I'm using a BORDER CONTROLLER and want to connect POLYCOM VSX and HDX to it and as you say, they do not support Multiplexed Media.

BUT the only way for us to get this to work is to disable Multiplexed Media on the BC?!

This sounds quite strange to me, that we have to disable a function that is not even used by the Polycoms to have it working!?

Do you know the deal with this!?

//Robert

Sean Lessman
05-16-2008, 12:22 PM
Sean,

I'm using a BORDER CONTROLLER and want to connect POLYCOM VSX and HDX to it and as you say, they do not support Multiplexed Media.

BUT the only way for us to get this to work is to disable Multiplexed Media on the BC?!

This sounds quite strange to me, that we have to disable a function that is not even used by the Polycoms to have it working!?

Do you know the deal with this!?

//Robert

Hi Robert,

The challenge is there is no way to signal if you support multiplexed media or not, so its an all or nothing setting today. To make sure it works will all endpoints including those that do not support multiplexed media, you have to turn it off. The best option for everyone is for Polycom to support multiplexed media, but I am not sure they see the same value in the firewall traversal technology as we do.

Sean

JFCOMEngineer
05-28-2008, 01:15 PM
Along the same lines as this thread, I'm getting a lot of requests from home users who want to communicate to our offices via videoconferencing.
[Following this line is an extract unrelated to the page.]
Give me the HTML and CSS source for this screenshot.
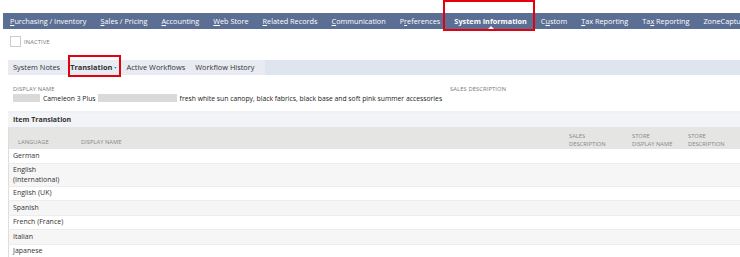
FILE: index.html
```html
<!DOCTYPE html>
<html>
<head>
 <meta charset="UTF-8">
 <title>Item - System Information</title>
 <link rel="stylesheet" href="styles.css">
</head>
<body>

<div class="page">
  <div class="navbar">
    <a class="nav-item"><u>P</u>urchasing / Inventory</a>
    <a class="nav-item"><u>S</u>ales / Pricing</a>
    <a class="nav-item"><u>A</u>ccounting</a>
    <a class="nav-item"><u>W</u>eb Store</a>
    <a class="nav-item"><u>R</u>elated Records</a>
    <a class="nav-item"><u>C</u>ommunication</a>
    <a class="nav-item">P<u>r</u>eferences</a>
    <a class="nav-item active">System Information</a>
    <a class="nav-item">C<u>u</u>stom</a>
    <a class="nav-item"><u>T</u>ax Reporting</a>
    <a class="nav-item">Ta<u>x</u> Reporting</a>
    <a class="nav-item">ZoneCapture</a>
  </div>
  <div class="mark mark-nav"></div>

  <div class="inactive">
    <span class="checkbox"></span><span class="small-label">INACTIVE</span>
  </div>

  <div class="subtabs">
    <div class="subtab-group">
      <a class="subtab">System Notes</a>
      <a class="subtab active">Translation <span class="dot">&bull;</span></a>
      <a class="subtab">Active Workflows</a>
      <a class="subtab">Workflow History</a>
    </div>
  </div>
  <div class="mark mark-sub"></div>

  <div class="fields">
    <div class="field field-name">
      <div class="small-label">DISPLAY NAME</div>
      <div class="value">
        <span class="blur blur-a"></span>Cameleon 3 Plus<span class="blur blur-b"></span>fresh white sun canopy, black fabrics, black base and soft pink summer accessories
      </div>
    </div>
    <div class="field">
      <div class="small-label">SALES DESCRIPTION</div>
    </div>
  </div>

  <div class="section">
    <div class="section-head">Item Translation</div>
    <table class="grid">
      <tr class="grid-head">
        <th class="col-lang">LANGUAGE</th>
        <th class="col-name">DISPLAY NAME</th>
        <th class="col-sales">SALES<br>DESCRIPTION</th>
        <th class="col-store">STORE<br>DISPLAY NAME</th>
        <th class="col-desc">STORE<br>DESCRIPTION</th>
      </tr>
      <tr><td>German</td><td></td><td></td><td></td><td></td></tr>
      <tr><td>English<br>(International)</td><td></td><td></td><td></td><td></td></tr>
      <tr><td>English (UK)</td><td></td><td></td><td></td><td></td></tr>
      <tr><td>Spanish</td><td></td><td></td><td></td><td></td></tr>
      <tr><td>French (France)</td><td></td><td></td><td></td><td></td></tr>
      <tr><td>Italian</td><td></td><td></td><td></td><td></td></tr>
      <tr><td>Japanese</td><td></td><td></td><td></td><td></td></tr>
    </table>
  </div>
</div>

</body>
</html>
```

FILE: styles.css
```css
body {
  margin: 0;
  font-family: "Open Sans", "Liberation Sans", sans-serif;
  color: #333;
  background: #fff;
  overflow: hidden;
}
.page {
  position: relative;
  width: 740px;
  padding-top: 13px;
}
.navbar {
  display: flex;
  margin-left: 3px;
  height: 16px;
  background: #5b6e94;
  white-space: nowrap;
  overflow: hidden;
}
.nav-item {
  position: relative;
  padding: 0 7px;
  line-height: 16px;
  font-size: 7.3px;
  color: #fff;
  flex-shrink: 0;
}
.nav-item.active {
  font-weight: bold;
}
.nav-item.active:after {
  content: "";
  position: absolute;
  left: 50%;
  bottom: 0;
  margin-left: -3px;
  border: 3px solid transparent;
  border-bottom-color: #fff;
  border-top: 0;
}
.mark {
  position: absolute;
  border: 2px solid #e3000f;
}
.mark-nav {
  left: 443px;
  top: 0;
  width: 88px;
  height: 27px;
}
.mark-sub {
  left: 68px;
  top: 55px;
  width: 49px;
  height: 18px;
}
.inactive {
  display: flex;
  align-items: center;
  padding: 7px 0 0 10px;
  height: 11px;
}
.checkbox {
  width: 9px;
  height: 9px;
  border: 1px solid #ccc;
  margin-right: 3px;
}
.small-label {
  font-size: 5.8px;
  color: #777;
  letter-spacing: 0.1px;
}
.subtabs {
  display: flex;
  margin: 13px 0 0 8px;
  height: 15px;
  background: #dfe5ee;
}
.subtab-group {
  display: flex;
  height: 15px;
  background: #e8ecf2;
  padding-right: 5px;
}
.subtab {
  padding: 0 5px;
  line-height: 15px;
  font-size: 7.4px;
  color: #333;
}
.subtab.active {
  font-weight: bold;
}
.dot {
  font-size: 6px;
  font-weight: normal;
}
.fields {
  display: flex;
  padding: 10px 0 0 13px;
  height: 26px;
}
.field-name {
  width: 437px;
}
.value {
  font-size: 6.8px;
  color: #222;
  line-height: 11px;
  white-space: nowrap;
}
.blur {
  display: inline-block;
  height: 8px;
  vertical-align: -1px;
  background: #dadada;
}
.blur-a {
  width: 27px;
  margin-right: 3px;
}
.blur-b {
  width: 79px;
  margin: 0 3px 0 2px;
}
.section {
  margin-left: 8px;
  border-top: 2px solid #eef1f5;
}
.section-head {
  height: 14px;
  line-height: 14px;
  padding-left: 5px;
  background: #f3f4f7;
  font-size: 7px;
  font-weight: bold;
  color: #333;
}
.grid {
  width: 732px;
  border-collapse: collapse;
  border-left: 1px solid #ddd;
}
.grid th {
  height: 17px;
  padding: 5px 0 0 9px;
  background: #e5e5e4;
  font-size: 5.8px;
  font-weight: normal;
  color: #888;
  text-align: left;
  vertical-align: top;
  line-height: 8px;
}
.grid th.col-lang, .grid th.col-name {
  vertical-align: bottom;
  padding-bottom: 3px;
  height: 14px;
}
.col-lang { width: 54px; }
.col-name { width: 479px; }
.col-sales { width: 54px; }
.col-store { width: 47px; }
.grid td {
  height: 11.5px;
  padding: 1px 0 1px 4px;
  font-size: 7px;
  line-height: 10px;
  color: #333;
  border-bottom: 1px solid #ececec;
}
.grid tr:nth-child(odd) td {
  background: #f6f6f6;
}
```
I'm just curious as to how people ae handling that type of requests. I realize I could constantly punch holes in the firewall for each user--but that seems like a rather sloppy solution. Is anyone using a firewall traversal device for home users? We're a Polycom/Sony shop.

We run a Tandberg Expressway solution, and as long as the distant endpoint is a Tandberg MXP system it seems to work well.